In the Middle East the word "solution" caused a huge fight.

In South America the word "please" resulted in blank stares.

And in the good'ol the US of A, no-one gave fuck what "the rest of the world" meant.

Posted by Anonymous : 1/18/2006 09:38:00 PM

And yet the soldiers are dying in Iraq.

The story of one soldier trying to get a little Iraqi girl to the hospital was sad. She got killed by "Freedom Fighters" who waited until the children gathered around the American truck before setting off the bomb. That soldier certainly wasn't desensitized. The terrorists obviously are.

And the Pakistanis are most upset at the US, but willingly took their generous aid after the earthquake.

Anonymous, what I also pick up is a total lack of respect for anything American.

Posted by ZenTiger : 1/19/2006 10:34:00 PM

In the PX here they have for sale various patriotic Zippo lighters. I'm tempted to buy the one that features the outline of Iraq, filled in with the Stars and Stripes. A lot of Americans have a sense of patriotism that borders on the pathological, so no-one sees an American flag in the shape of Iraq as suggesting anything objectionable.

I try to avoid going home at 5pm, because that's when the bugle sounds and everyone has to stand to attention and salute the flag. Some people who are driving on post will even get out of their cars and face the flagpole.

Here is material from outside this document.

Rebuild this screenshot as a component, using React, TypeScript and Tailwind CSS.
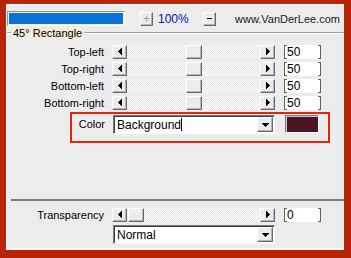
const btn =
  "bg-[#ececec] border border-t-white border-l-white border-r-[#6a6a6a] border-b-[#6a6a6a] shadow-[inset_-1px_-1px_0_#b4b4b4] flex items-center justify-center";

function LeftArrow() {
  return (
    <svg width="4" height="7" viewBox="0 0 4 7" shapeRendering="crispEdges">
      <path d="M4 0V7L0 3.5Z" fill="#000" />
    </svg>
  );
}

function RightArrow() {
  return (
    <svg width="4" height="7" viewBox="0 0 4 7" shapeRendering="crispEdges">
      <path d="M0 0V7L4 3.5Z" fill="#000" />
    </svg>
  );
}

function DownArrow() {
  return (
    <svg width="7" height="4" viewBox="0 0 7 4" shapeRendering="crispEdges">
      <path d="M0 0H7L3.5 4Z" fill="#000" />
    </svg>
  );
}

function NumField({ value }: { value: string }) {
  return (
    <div className="relative w-[37px] h-[14px] bg-white pl-[3px] leading-[14px] text-[12px]">
      <span className="absolute left-0 top-0 bottom-0 w-[3px] border-l border-t border-b border-[#606060]" />
      <span className="absolute right-0 top-0 bottom-0 w-[3px] border-r border-t border-b border-[#606060]" />
      {value}
    </div>
  );
}

function Slider({ label, thumb, value }: { label: string; thumb: number; value: string }) {
  return (
    <div className="h-[17px] flex items-center">
      <div className="w-[98px] text-right pr-[1px] leading-[14px]">{label}</div>
      <div className={`ml-[7px] w-[15px] h-[14px] ${btn}`}>
        <LeftArrow />
      </div>
      <div className="w-[133px] h-[14px] flex bg-[image:repeating-conic-gradient(#ffffff_0_25%,#e4e4e4_0_50%)] bg-[length:2px_2px]">
        <div className={`h-[14px] w-[16px] ${btn}`} style={{ marginLeft: thumb }} />
      </div>
      <div className={`w-[15px] h-[14px] ${btn}`}>
        <RightArrow />
      </div>
      <div className="ml-[9px]">
        <NumField value={value} />
      </div>
    </div>
  );
}

function Dropdown({ text, caret }: { text: string; caret?: boolean }) {
  return (
    <div className="w-[162px] h-[19px] bg-white border border-t-[#7a7a7a] border-l-[#7a7a7a] border-r-white border-b-white shadow-[inset_1px_1px_0_#3c3c3c] flex items-center pl-[3px] pr-[1px]">
      <span className="leading-[14px] text-[12px]">{text}</span>
      {caret && <span className="w-px h-[13px] bg-black" />}
      <div className={`ml-auto w-[16px] h-[15px] ${btn}`}>
        <DownArrow />
      </div>
    </div>
  );
}

export default function App() {
  return (
    <div className="w-[351px] h-[258px] bg-[#b72407] pt-[4px] pl-[6px] pr-[7px] pb-[8px] font-['Liberation_Sans',Arial,sans-serif] text-[11px] text-black">
      <div className="h-full bg-[#ececec] border-t border-l border-white border-b-2 border-b-[#fafafa] flex flex-col">
        {/* Top bar */}
        <div className="mt-[6px] h-[15px] flex items-center">
          <div className="w-[118px] h-[15px] border border-t-[#909090] border-l-[#909090] border-r-white border-b-white p-[1px]">
            <div className="h-full bg-[#0a74d6]" />
          </div>
          <div className={`ml-[15px] w-[13px] h-[14px] ${btn} text-[#9a9a9a] text-[12px] leading-none`}>+</div>
          <div className="ml-[5px] w-[45px] text-[12px] text-[#0c0cbc] leading-[14px]">100%</div>
          <div className={`w-[13px] h-[14px] ${btn}`}>
            <span className="w-[5px] h-px bg-black" />
          </div>
          <div className="ml-[19px] text-[#1a1a1a] leading-[14px]">www.VanDerLee.com</div>
        </div>

        {/* Group header */}
        <div className="h-[14px] flex items-center">
          <div className="w-[4px] h-[2px] border-t border-t-[#a0a0a0] border-b border-b-white" />
          <div className="px-[2px] bg-[#f1ecdc] leading-[14px] h-[14px]">45° Rectangle</div>
          <div className="flex-1 h-[2px] border-t border-t-[#a0a0a0] border-b border-b-white" />
        </div>

        <div className="mt-[3px] flex flex-col">
          <Slider label="Top-left" thumb={59} value="50" />
          <Slider label="Top-right" thumb={59} value="50" />
          <Slider label="Bottom-left" thumb={59} value="50" />
          <Slider label="Bottom-right" thumb={59} value="50" />
        </div>

        {/* Color row */}
        <div className="mt-[1px] ml-[63px] w-[260px] h-[31px] border-2 border-[#e5260d] flex items-start pt-[1px]">
          <div className="w-[33px] text-right leading-[19px]">Color</div>
          <div className="ml-[8px]">
            <Dropdown text="Background" caret />
          </div>
          <div className="ml-[10px] w-[34px] h-[18px] border border-t-[#808080] border-l-[#808080] border-r-white border-b-white bg-[#4b1521] shadow-[inset_1px_1px_0_#c8c8c8]" />
        </div>

        {/* Separator */}
        <div className="mt-[56px] ml-[4px] h-[2px] bg-[#7c7c7c]" />

        <div className="mt-[5px]">
          <Slider label="Transparency" thumb={1} value="0" />
        </div>
        <div className="mt-[2px] ml-[106px]">
          <Dropdown text="Normal" />
        </div>
      </div>
    </div>
  );
}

The first time I got caught by it I was in my car with the stereo blasting, couldn't hear the bugle, wondered what all these dumbasses were doing stopped in the middle of the road and tried driving around them. Soldiers stepped out into the road to stand to attention in my path, and when the bugle finished they were clearly wishing there was a nearby tree to hang me from. Foreigners disrespecting the stars and stripes can expect to be in serious shit, but the foreigners' flag, well who's going to take that seriously? Not the patriotism enthusiasts, that's for sure.